The mechanism, says the UNFCCC secretariat, stimulates sustainable development and emission reductions, while giving industrialized countries some flexibility in how they meet their emission reduction limitation targets. The UNFCCC announced at the beginning of February 2013 the number of CDM projects registered had reached the 6,000 mark. Last week, the UNFCCC secretariat and the East African Development Bank (EADB) signed a partnership agreement to establish a regional collaboration centre in Kampala, Uganda, in an effort to increase participation in CDM projects.
It is the second such centre in Africa, the first one being opened several months ago in Lomé, Togo, by the UNFCCC in collaboration with the BanqueOuestAfricaine de Développement. UNFCCC Executive Secretary, Christiana Figueres, said, “The two regional collaboration centres in Lomé and Kampala are designed to help Africa increase its attractiveness and potential for CDM. Our goal is to build capacity, reduce the risk for investors in such projects and help make the continent an increasingly attractive destination for CDM projects.”
The office in Kampala will be operational from May 2013. Besides hosting the office, the EADB is also expected to provide personnel, as well as administrative and logistical support. EADB Director General Vivienne Yeda lauded the partnership between the two organizations and said, “This partnership with UNFCCC is key for us at EADB as we invest in sustainable development and seek to ensure sustainability in all our operations. We hope that the new office will help increase the regional distribution of CDM projects in East Africa where there is an acute need for sustainable development.”
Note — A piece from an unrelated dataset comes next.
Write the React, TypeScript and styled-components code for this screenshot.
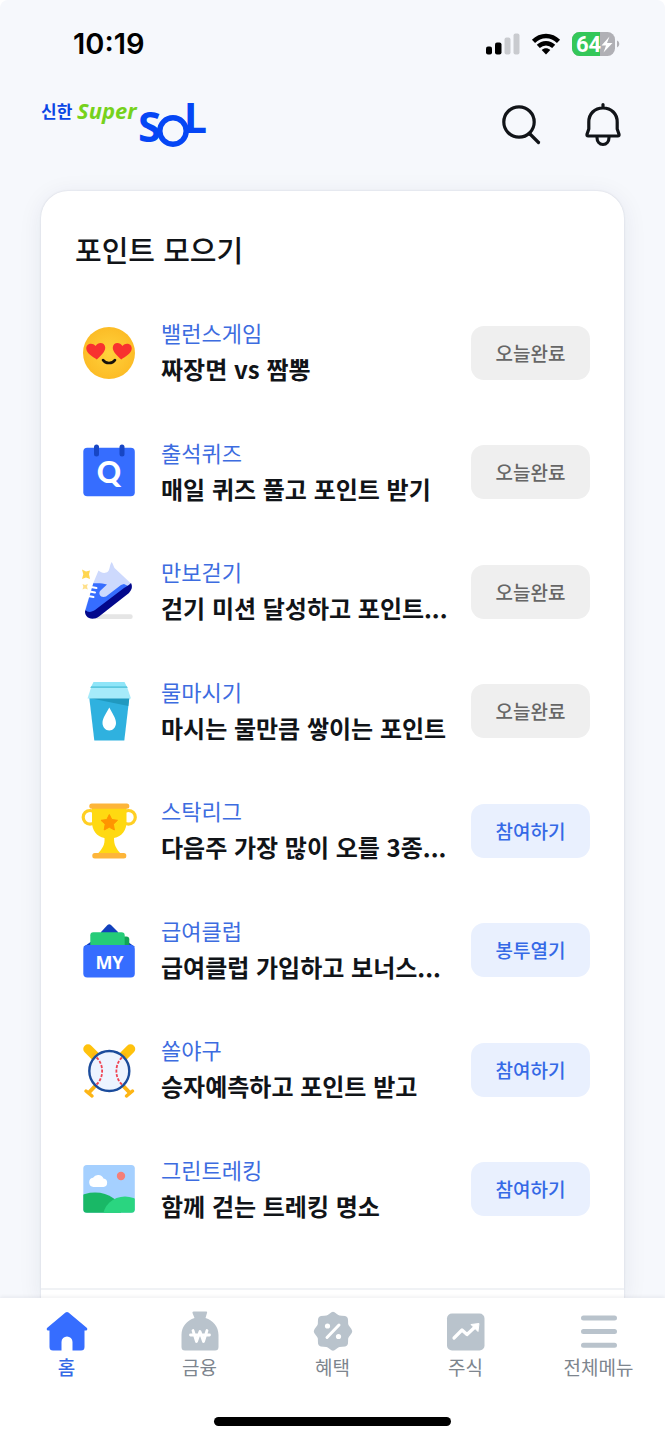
import React from "react";
import styled, { createGlobalStyle } from "styled-components";

const korean = `"Noto Sans CJK KR", "Noto Sans", sans-serif`;
const latin = `Inter, "Noto Sans CJK KR", sans-serif`;

const GlobalStyle = createGlobalStyle`
  *, *::before, *::after { box-sizing: border-box; }
  body { margin: 0; background: #fff; font-family: ${korean}; color: #111418; }
  h1, p, ul { margin: 0; padding: 0; }
  button { font: inherit; border: 0; padding: 0; background: none; cursor: pointer; }
  a { color: inherit; text-decoration: none; }
  svg { display: block; overflow: visible; }
`;

const Screen = styled.div`
  display: flex;
  flex-direction: column;
  min-height: 100vh;
  border-radius: 8px 8px 0 0;
  background: #f6f8fc;
`;

const StatusBar = styled.div`
  display: flex;
  align-items: center;
  justify-content: space-between;
  height: 88px;
  padding: 0 46px 0 73px;
`;

const Clock = styled.time`
  font: 600 29px/32px ${latin};
  color: #000;
`;

const StatusIcons = styled.div`
  display: flex;
  align-items: center;
  gap: 12px;
`;

const Header = styled.header`
  display: flex;
  align-items: center;
  justify-content: space-between;
  height: 74px;
  padding: 0 41px;
`;

const HeaderActions = styled.div`
  display: flex;
  gap: 40px;
`;

const IconButton = styled.button`
  display: block;
  color: #111418;
`;

const Main = styled.main`
  flex: 1;
  display: flex;
  flex-direction: column;
  padding: 29px 41px 0;
  overflow: hidden;
`;

const Card = styled.section`
  flex: 1;
  display: flex;
  flex-direction: column;
  border-radius: 27px 27px 0 0;
  background: #fff;
  box-shadow: 0 0 2px rgba(30, 40, 80, 0.16), 0 4px 24px rgba(30, 40, 80, 0.08);
`;

const CardTitle = styled.h1`
  padding: 38px 34px 24px;
  font-size: 29px;
  line-height: 40px;
  font-weight: 500;
`;

const MissionList = styled.ul`
  flex: 1;
  display: flex;
  flex-direction: column;
  padding: 0 34px;
  list-style: none;
`;

const Mission = styled.li`
  flex: 1;
  display: flex;
  align-items: center;
  gap: 18px;
`;

const MissionIcon = styled.div`
  flex: none;
  display: flex;
  justify-content: center;
  width: 68px;
`;

const MissionText = styled.div`
  flex: 1;
  display: grid;
  gap: 1px;
  min-width: 0;
  padding-bottom: 4px;
  white-space: nowrap;
`;

const MissionLabel = styled.p`
  font-size: 22px;
  line-height: 36px;
  color: #3d6ce0;
`;

const MissionTitle = styled.p`
  font-size: 24px;
  line-height: 36px;
  font-weight: 700;
`;

const MissionButton = styled.button<{ $done: boolean }>`
  flex: none;
  width: 119px;
  height: 54px;
  border-radius: 13px;
  font-size: 19px;
  line-height: 28px;
  font-weight: 500;
  background: ${(p) => (p.$done ? "#efefef" : "#e9f0fe")};
  color: ${(p) => (p.$done ? "#666" : "#3569e6")};
`;

const CardFooter = styled.div`
  height: 10px;
  margin-top: 39px;
  border-top: 2px solid #f0f2f5;
`;

const BottomBar = styled.footer`
  position: sticky;
  bottom: 0;
  display: flex;
  flex-direction: column;
  align-items: center;
  justify-content: space-between;
  height: 142px;
  padding: 13px 0 14px;
  background: #fff;
  box-shadow: 0 -1px 4px rgba(20, 30, 50, 0.08);
`;

const Tabs = styled.nav`
  display: grid;
  grid-template-columns: repeat(5, 1fr);
  width: 100%;
`;

const Tab = styled.a<{ $active?: boolean }>`
  display: flex;
  flex-direction: column;
  align-items: center;
  gap: 2px;
  font-size: 19px;
  line-height: 28px;
  font-weight: ${(p) => (p.$active ? 500 : 400)};
  color: ${(p) => (p.$active ? "#3569e6" : "#7d858e")};
`;

const HomeIndicator = styled.div`
  width: 237px;
  height: 9px;
  border-radius: 5px;
  background: #000;
`;

const Signal = () => (
  <svg width="34" height="22" viewBox="0 0 34 22" aria-hidden="true">
    <rect x="0" y="13.5" width="6" height="8" rx="2" />
    <rect x="9" y="9.5" width="6.5" height="12" rx="2" />
    <rect x="18.5" y="4.5" width="6" height="17" rx="2" fill="#c9cbcf" />
    <rect x="27.5" y="0.5" width="6" height="21" rx="2" fill="#c9cbcf" />
  </svg>
);

const Wifi = () => (
  <svg width="28" height="22" viewBox="0 0 28 22" fill="none" stroke="#000" strokeWidth="4.4" aria-hidden="true">
    <path d="M1.5 8.4C8.5 1.2 19.5 1.2 26.5 8.4" />
    <path d="M6.3 13.4C10.7 9.1 17.3 9.1 21.7 13.4" />
    <path d="M14 21.5L9.7 17C12.2 14.8 15.8 14.8 18.3 17Z" fill="#000" stroke="none" />
  </svg>
);

const Battery = () => (
  <svg width="47" height="24" viewBox="0 0 47 24" aria-hidden="true">
    <rect width="43" height="24" rx="7.5" fill="#b0b0b5" />
    <path d="M7.5 0H28V24H7.5A7.5 7.5 0 0 1 0 16.5V7.5A7.5 7.5 0 0 1 7.5 0Z" fill="#34c759" />
    <path d="M45 8.5A3.8 3.8 0 0 1 45 15.5Z" fill="#b0b0b5" />
    <text x="4" y="19.5" fill="#fff" fontFamily="Roboto, sans-serif" fontSize="22" fontWeight="700">64</text>
    <path d="M37.5 4.5L29.5 13.5H34L31.5 20.5L40.5 11H35Z" fill="#fff" />
  </svg>
);

const Logo = () => (
  <svg width="166" height="48" viewBox="0 0 166 48" role="img" aria-label="신한 Super SOL">
    <text x="0" y="17" fill="#0b46e5" fontFamily={korean} fontSize="17" fontWeight="700">신한</text>
    <text x="36" y="18" fill="#76d21c" fontFamily='"Noto Sans", sans-serif' fontSize="22" fontWeight="700" fontStyle="italic">Super</text>
    <g fill="#0546f5" fontWeight="700">
      <text x="97" y="41" fontFamily='"Noto Sans", sans-serif' fontSize="42">S</text>
      <circle cx="132" cy="30" r="13.2" fill="none" stroke="#0546f5" strokeWidth="5.4" />
      <text x="143" y="32" fontFamily='"Noto Sans", sans-serif' fontSize="41">L</text>
    </g>
  </svg>
);

const SearchIcon = () => (
  <svg width="42" height="44" viewBox="0 0 42 44" fill="none" stroke="currentColor" strokeWidth="3.2" strokeLinecap="round" aria-hidden="true">
    <circle cx="19" cy="19" r="15.2" />
    <path d="M30 31L38.5 39.5" />
  </svg>
);

const BellIcon = () => (
  <svg width="42" height="44" viewBox="0 0 42 44" fill="none" stroke="currentColor" strokeWidth="3.2" strokeLinecap="round" strokeLinejoin="round" aria-hidden="true">
    <path d="M21 1.5V5M21 5C12.5 5 6.8 11 6.8 19V26L5 31.2C4.7 32.4 5.2 33 6.2 33H35.8C36.8 33 37.3 32.4 37 31.2L35.2 26V19C35.2 11 29.5 5 21 5Z" />
    <path d="M15 34.5C15 38.5 17.5 41.5 21 41.5S27 38.5 27 34.5" />
  </svg>
);

const Art = ({ children }: { children: React.ReactNode }) => (
  <svg width="60" height="60" viewBox="0 0 60 60" aria-hidden="true">{children}</svg>
);

const heart = "M0 8.5C-4 5.5-9.5 1.5-9.5-3C-9.5-8-3-9.3 0-5C3-9.3 9.5-8 9.5-3C9.5 1.5 4 5.5 0 8.5Z";

const FaceArt = () => (
  <Art>
    <defs>
      <radialGradient id="face">
        <stop offset="0" stopColor="#ffd23c" />
        <stop offset="1" stopColor="#fcbc26" />
      </radialGradient>
    </defs>
    <circle cx="30" cy="30" r="26" fill="url(#face)" />
    <path d={heart} transform="translate(17 28) rotate(-5)" fill="#f8312f" />
    <path d={heart} transform="translate(43 28) rotate(5)" fill="#f8312f" />
    <path d="M24 37C26.5 41 33.5 41 36 37" fill="none" stroke="#16120c" strokeWidth="2.6" strokeLinecap="round" />
  </Art>
);

const CalendarArt = () => (
  <Art>
    <rect x="4.3" y="5.8" width="51.5" height="48.5" rx="4" fill="#366dff" />
    <rect x="15" y="2.5" width="5" height="12" rx="2.5" fill="#1746c4" />
    <rect x="40.5" y="2.5" width="5" height="12" rx="2.5" fill="#1746c4" />
    <text x="30" y="41" textAnchor="middle" fill="#fff" fontFamily="Lato, sans-serif" fontSize="30" fontWeight="900">Q</text>
  </Art>
);

const ShoeArt = () => (
  <Art>
    <rect x="14" y="52.3" width="39.7" height="4.7" rx="2.3" fill="#e5e5e5" />
    <path d="M14.3 21L19.5 8.5C22.5 11 26 12 29 9.5C31 7.5 30.5 3 32.7 0C34 2 34.5 4 35.5 6L52 21.5L43 34L14 50L6 48Z" fill="#cdd9fd" />
    <path d="M14.3 21.3C18 21 24 21 28 22.5L21.5 28.5C18.5 32 22 36.5 27 34.5L42 23L45 22L49 24L12 54L6.5 48Z" fill="#366dff" />
    <path d="M52 21C54 25 52.5 28 50 31L20 54.5C16 57.5 10 57.5 7.5 54C6 52 5.5 49.5 6.5 48C9 51 13 50 16 48L45 26C48 24 50.5 23 52 21Z" fill="#03088c" />
    <path d="M12 25L17.5 26M10.5 29.5L16 30.5M9 34L14.5 35" stroke="#fff" strokeWidth="2" strokeLinecap="round" />
    <path d="M3 7.5L7 9.5L11 8.5L10 12.3L11 17L7 15.5L3 17L4.3 12.3Z" fill="#ffd64f" />
    <path d="M3.5 22L6 23L8.8 22L8 24.7L8.8 27.5L6 26.5L3.5 27.5L4.3 24.7Z" fill="#ffe08b" />
  </Art>
);

const CupArt = () => (
  <Art>
    <path d="M14.5 1H45.5L48.5 7H11.5Z" fill="#8fe5f8" />
    <path d="M12 5.5H48L48.5 7H11.5Z" fill="#45bdd5" />
    <path d="M10.3 17H50.3L45.3 59.5H15.3Z" fill="#2fb1df" />
    <path d="M10.3 17H50.3L49.3 25Z" fill="#2099bf" />
    <path d="M12 6.7H48.3L52 17.5H8.5Z" fill="#a6ebfa" />
    <path d="M30.3 26.5C33 32 37 37 37 42C37 46 34 49.5 30.3 49.5S23.5 46 23.5 42C23.5 37 27.5 32 30.3 26.5Z" fill="#fff" />
  </Art>
);

const TrophyArt = () => (
  <Art>
    <circle cx="11" cy="16.3" r="6.8" fill="none" stroke="#ffcf24" strokeWidth="3.2" />
    <circle cx="49.5" cy="16.3" r="6.8" fill="none" stroke="#ffcf24" strokeWidth="3.2" />
    <path d="M13 6H47.5V21C47.5 29 43 35.5 35 37C35 44 37 47.5 42 53H18.5C23.5 47.5 26 44 25.5 37C17.5 35.5 13 29 13 21Z" fill="#ffd911" />
    <rect x="10.3" y="2.5" width="40" height="5.2" rx="2.5" fill="#fdb53a" />
    <rect x="13.3" y="52" width="34" height="5.5" rx="2.5" fill="#fdb53a" />
    <path d="M30.3 13.5L32.8 18.5L38.5 19.3L34.4 23.2L35.4 29L30.3 26.2L25.2 29L26.2 23.2L22 19.3L27.8 18.5Z" fill="#ff9500" stroke="#ff9500" strokeLinejoin="round" />
  </Art>
);

const WalletArt = () => (
  <Art>
    <path d="M28.5 5Q30.3 3.5 32 5L39 12V26H22V12Z" fill="#1240bd" />
    <path d="M4.5 27L11.5 22H49L56 27Z" fill="#1240bd" />
    <rect x="30" y="16.5" width="20.3" height="12" rx="3" fill="#12a457" />
    <path d="M14.3 12.3H42.5Q45.7 12.3 45.7 15.3V27H11.3V15.3Q11.3 12.3 14.3 12.3Z" fill="#25cc78" />
    <rect x="4.3" y="25" width="51.5" height="32.5" rx="4" fill="#366dff" />
    <text x="30.5" y="49" textAnchor="middle" fill="#fff" fontFamily='"Noto Sans", sans-serif' fontSize="18" fontWeight="700">MY</text>
  </Art>
);

const BaseballArt = () => (
  <Art>
    <g fill="none" strokeLinecap="round">
      <path d="M9 9L17 17M51.5 9L43.5 17" stroke="#ffc20d" strokeWidth="9.5" />
      <path d="M15 15L50.5 52.5M45.5 15L10 52.5" stroke="#fdb515" strokeWidth="4" />
      <path d="M47.5 56L53.5 51M13 56L7 51" stroke="#fdb515" strokeWidth="3.5" />
    </g>
    <circle cx="30.3" cy="31" r="20" fill="#edf4ff" stroke="#1b4c9c" strokeWidth="2.4" />
    <g fill="none" stroke="#ef4453" strokeWidth="1.8" strokeDasharray="3 1.5">
      <path d="M17.5 17.5C25 24 25 38 17.5 44.5" />
      <path d="M43 17.5C35.5 24 35.5 38 43 44.5" />
    </g>
  </Art>
);

const LandscapeArt = () => (
  <Art>
    <defs>
      <clipPath id="landscape">
        <rect x="4.3" y="6" width="51.5" height="47.7" rx="3.5" />
      </clipPath>
    </defs>
    <g clipPath="url(#landscape)">
      <rect x="4" y="6" width="53" height="48" fill="#a5d0ff" />
      <circle cx="42" cy="17" r="4.2" fill="#f57f78" />
      <path d="M14.5 28A4.7 4.7 0 0 1 14 18.7A6 6 0 0 1 24.5 19.5A4.3 4.3 0 0 1 24.5 28Z" fill="#fff" />
      <ellipse cx="16" cy="53" rx="26" ry="19.5" fill="#19b866" />
      <ellipse cx="46" cy="58" rx="22" ry="20.5" fill="#2ad580" />
    </g>
  </Art>
);

const HomeIcon = () => (
  <svg width="42" height="40" viewBox="0 0 42 40" aria-hidden="true">
    <path d="M19.5 1.5Q21 0.3 22.5 1.5L41 17Q42 18.3 40.5 19.5H38.5V36Q38.5 39.5 35 39.5H26.5V31A5.5 5.5 0 0 0 15.5 31V39.5H7Q3.5 39.5 3.5 36V19.5H1.5Q0 18.3 1 17Z" fill="#366dff" />
  </svg>
);

const MoneyIcon = () => (
  <svg width="40" height="40" viewBox="0 0 40 40" aria-hidden="true">
    <path d="M13.5 0.5H26.5Q27.5 0.5 27 2L25.5 7C33 9.5 38.5 15.5 38.5 24V36Q38.5 39.5 35 39.5H5Q1.5 39.5 1.5 36V24C1.5 15.5 7 9.5 14.5 7L12.5 2Q12 0.5 13.5 0.5Z" fill="#b9c3cc" />
    <path d="M10.5 24H29.5M13 19.5L16.5 30.5L20 20.5L23.5 30.5L27 19.5" fill="none" stroke="#fff" strokeWidth="2.8" strokeLinecap="round" strokeLinejoin="round" />
  </svg>
);

const BenefitIcon = () => (
  <svg width="42" height="40" viewBox="0 0 42 40" aria-hidden="true">
    <path d="M21 1.5C23 1.5 25 5 27.500 5.300C30 5.600 33 5 34.500 6.500C36 8 35 11 35.500 13.500C36 16 39.500 18 39.500 20.300C39.500 22.500 36 24.500 35.500 27C35 29.500 36 32.500 34.500 34C33 35.500 30 34.700 27.500 35.200C25 35.600 23 39 21 39S17 35.600 14.500 35.200C12 34.700 9 35.500 7.500 34C6 32.500 7 29.500 6.500 27C6 24.500 2.500 22.500 2.500 20.300C2.500 18 6 16 6.500 13.500C7 11 6 8 7.500 6.500C9 5 12 5.600 14.500 5.300C17 5 19 1.500 21 1.500Z" fill="#b9c3cc" stroke="#b9c3cc" strokeWidth="1.5" />
    <path d="M15 26.5L27 14" stroke="#fff" strokeWidth="3" strokeLinecap="round" />
    <circle cx="15.5" cy="15" r="2.6" fill="#fff" />
    <circle cx="26.5" cy="25.5" r="2.6" fill="#fff" />
  </svg>
);

const StockIcon = () => (
  <svg width="40" height="40" viewBox="0 0 40 40" aria-hidden="true">
    <rect x="1" y="2.5" width="37.5" height="37" rx="5" fill="#b9c3cc" />
    <path d="M8 27L16 19L21 23.5L28.5 16.5" fill="none" stroke="#fff" strokeWidth="3.2" strokeLinecap="round" strokeLinejoin="round" />
    <path d="M25 13.5L33 12.5L32 20.5Z" fill="#fff" stroke="#fff" strokeLinejoin="round" />
  </svg>
);

const MenuIcon = () => (
  <svg width="36" height="40" viewBox="0 0 36 40" stroke="#b9c3cc" strokeWidth="5" strokeLinecap="round" aria-hidden="true">
    <path d="M2.5 7H33.5M2.5 20.5H33.5M2.5 34.3H33.5" />
  </svg>
);

const missions = [
  { label: "밸런스게임", title: "짜장면 vs 짬뽕", action: "오늘완료", done: true, Icon: FaceArt },
  { label: "출석퀴즈", title: "매일 퀴즈 풀고 포인트 받기", action: "오늘완료", done: true, Icon: CalendarArt },
  { label: "만보걷기", title: "걷기 미션 달성하고 포인트...", action: "오늘완료", done: true, Icon: ShoeArt },
  { label: "물마시기", title: "마시는 물만큼 쌓이는 포인트", action: "오늘완료", done: true, Icon: CupArt },
  { label: "스탁리그", title: "다음주 가장 많이 오를 3종...", action: "참여하기", done: false, Icon: TrophyArt },
  { label: "급여클럽", title: "급여클럽 가입하고 보너스...", action: "봉투열기", done: false, Icon: WalletArt },
  { label: "쏠야구", title: "승자예측하고 포인트 받고", action: "참여하기", done: false, Icon: BaseballArt },
  { label: "그린트레킹", title: "함께 걷는 트레킹 명소", action: "참여하기", done: false, Icon: LandscapeArt },
];

const tabs = [
  { label: "홈", Icon: HomeIcon, active: true },
  { label: "금융", Icon: MoneyIcon },
  { label: "혜택", Icon: BenefitIcon },
  { label: "주식", Icon: StockIcon },
  { label: "전체메뉴", Icon: MenuIcon },
];

export default function App() {
  return (
    <>
      <GlobalStyle />
      <Screen lang="ko">
        <StatusBar>
          <Clock>10:19</Clock>
          <StatusIcons>
            <Signal />
            <Wifi />
            <Battery />
          </StatusIcons>
        </StatusBar>
        <Header>
          <Logo />
          <HeaderActions>
            <IconButton type="button" aria-label="검색"><SearchIcon /></IconButton>
            <IconButton type="button" aria-label="알림"><BellIcon /></IconButton>
          </HeaderActions>
        </Header>
        <Main>
          <Card>
            <CardTitle>포인트 모으기</CardTitle>
            <MissionList>
              {missions.map(({ label, title, action, done, Icon }) => (
                <Mission key={label}>
                  <MissionIcon><Icon /></MissionIcon>
                  <MissionText>
                    <MissionLabel>{label}</MissionLabel>
                    <MissionTitle>{title}</MissionTitle>
                  </MissionText>
                  <MissionButton type="button" $done={done}>{action}</MissionButton>
                </Mission>
              ))}
            </MissionList>
            <CardFooter />
          </Card>
        </Main>
        <BottomBar>
          <Tabs>
            {tabs.map(({ label, Icon, active }) => (
              <Tab key={label} href="#" $active={active} aria-current={active ? "page" : undefined}>
                <Icon />
                {label}
              </Tab>
            ))}
          </Tabs>
          <HomeIndicator />
        </BottomBar>
      </Screen>
    </>
  );
}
The Kampala office is expected to enhance capacity-building and provide hands-on support to governments, non-governmental organizations and businesses interested in developing CDM projects in more than 20 countries in the region. Among the countries that can seek support from the new office are Egypt, Kenya, Uganda, Tanzania, Rwanda, Burundi, Angola, Botswana, Comoros, Equatorial Guinea, Eritrea, Ethiopia, Lesotho, Libya, Malawi, Mauritius, Mozambique, Namibia, Seychelles, South Africa, Sudan, Swaziland, Zambia and Zimbabwe.